The grant also helped fund the appraisal of the school, an environmental assessment, the evaluation of a potential abatement, as well as site design and redevelopment cost estimates.

Orchard Neighborhood
The Orchard Neighborhood was not deemed a brownfield, but Fangmann said that city officials are studying pedestrian circulation and parking issues. The city, which owns a 14-space parking lot on Capobianco Street that requires residential permits, is looking into different scenarios for reuse of the property, including a larger parking lot or a park. Combining properties into an affordable housing project, if landowners become interested in selling, is another possibility.
“We’re definitely not looking to replace any low- to moderate-income housing that’s already in the Orchard Neighborhood area,” Fangmann said. “We’re only looking to potentially add more attainable housing to the city’s housing stock” — possibly a dozen or so units aimed at those in the 60 to 80 percent area median income range, or $60,000 to $80,000 per year.
A “green” infrastructure study, to identify areas where the city can implement rain gardens, bioswales and native plantings, is also under consideration.

Glen Street train station
The area surrounding the Glen Street station includes a commercial building that is for sale and a large parking lot, which Fangmann said is not usually full. “If someone was to redevelop this site, we want to require them to have an access point between [the train station] and the rest of the Orchard Neighborhood area,” she explained. “We would ask them to include a pedestrian ramp or even a multi-use ramp that could include bicycles to connect this property with the rest of the neighborhood.”
If a developer were to make the site residential, Fangmann said, 80 units or so might be feasible, and officials are studying whether the market could support a requirement to build more lower-income units than the current 10 percent required by city code.

Zoning

Fangmann said the city is also evaluating zoning overall.
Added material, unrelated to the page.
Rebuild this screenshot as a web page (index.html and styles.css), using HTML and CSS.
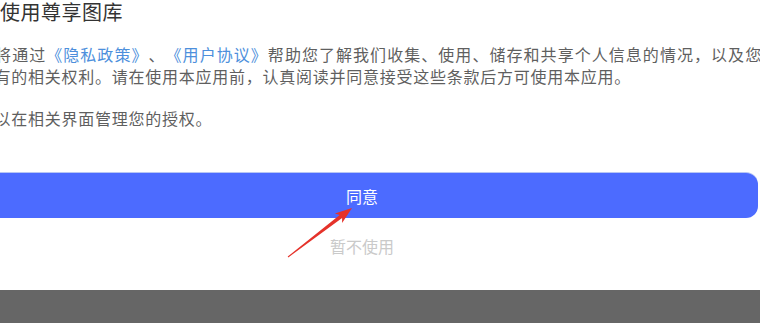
FILE: index.html
```html
<!DOCTYPE html>
<html lang="zh-CN">
<head>
  <meta charset="UTF-8" />
  <title>欢迎使用尊享图库</title>
  <link rel="stylesheet" href="styles.css">
</head>
<body>
  <div class="sheet">
    <h1 class="title">欢迎使用尊享图库</h1>
    <p class="intro">我们将通过<a href="#">《隐私政策》</a>、<a href="#">《用户协议》</a>帮助您了解我们收集、使用、储存和共享个人信息的情况，以及您依法享有的相关权利。请在使用本应用前，认真阅读并同意接受这些条款后方可使用本应用。</p>
    <p class="intro">您可以在相关界面管理您的授权。</p>
    <button type="button" class="agree-btn">同意</button>
    <div class="skip">暂不使用</div>
  </div>
  <div class="bottom-bar"></div>

  <!-- 标注箭头 -->
  <svg class="mark-arrow" width="80" height="65" viewBox="0 0 80 65">
    <polygon points="72,8 62.1,23.1 62.1,18.1 8.3,57.4 7.7,56.6 59.7,14.9 54.9,13.5" fill="#e5322a" />
  </svg>
</body>
</html>
```

FILE: styles.css
```css
html, body {
  margin: 0;
  padding: 0;
  overflow: hidden;
}
body {
  font-family: 'Noto Sans CJK SC', 'Noto Sans', sans-serif;
  background-color: white;
  color: #666;
  position: relative;
  text-spacing-trim: space-all;
}
.sheet {
  width: 860px;
  margin-left: -39px;
  padding-bottom: 33px;
}
.title {
  margin: 0 0 0 -2px;
  font-size: 20px;
  font-weight: normal;
  line-height: 24px;
  letter-spacing: 0.5px;
  color: #333;
}
.intro {
  width: 818px;
  margin: 20px 0 0;
  font-size: 16px;
  line-height: 21.5px;
  letter-spacing: 0.75px;
  text-align: justify;
  color: #5f5f5f;
}
.intro + .intro {
  margin-top: 20.5px;
}
.intro a {
  color: #4d8fdc;
  text-decoration: none;
}
.agree-btn {
  display: block;
  width: 792px;
  height: 45px;
  margin: 44px 0 0 5px;
  padding: 0;
  background-color: #4c6bff;
  color: white;
  border: none;
  border-radius: 12px;
  box-shadow: 0 -1px 0 #b7c6f4;
  font-family: inherit;
  font-size: 16px;
  cursor: pointer;
}
.skip {
  width: 792px;
  margin: 17px 0 0 5px;
  font-size: 16px;
  line-height: 22px;
  text-align: center;
  color: #cacaca;
}
.bottom-bar {
  height: 33px;
  background-color: #666;
}
.mark-arrow {
  position: absolute;
  left: 280px;
  top: 200px;
}
```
The Orchard Neighborhood, for example, is an Incentive Overlay District, which allows developers such things as density bonuses if they use “green” building methods and include streetscape improvements.
“Before we were just in a planning phase,” Fangmann said. “Now we’re putting some more concrete numbers to things.” The work began a decade ago, she said, because the sites have changed over the years due to turnover in ownership or changes in environmental status that have prepared some for redevelopment.
“We want to use the grant fund effectively and in a way to actually support the projects,” said Fangmann. “We don’t want to do analysis for analysis’ sake.”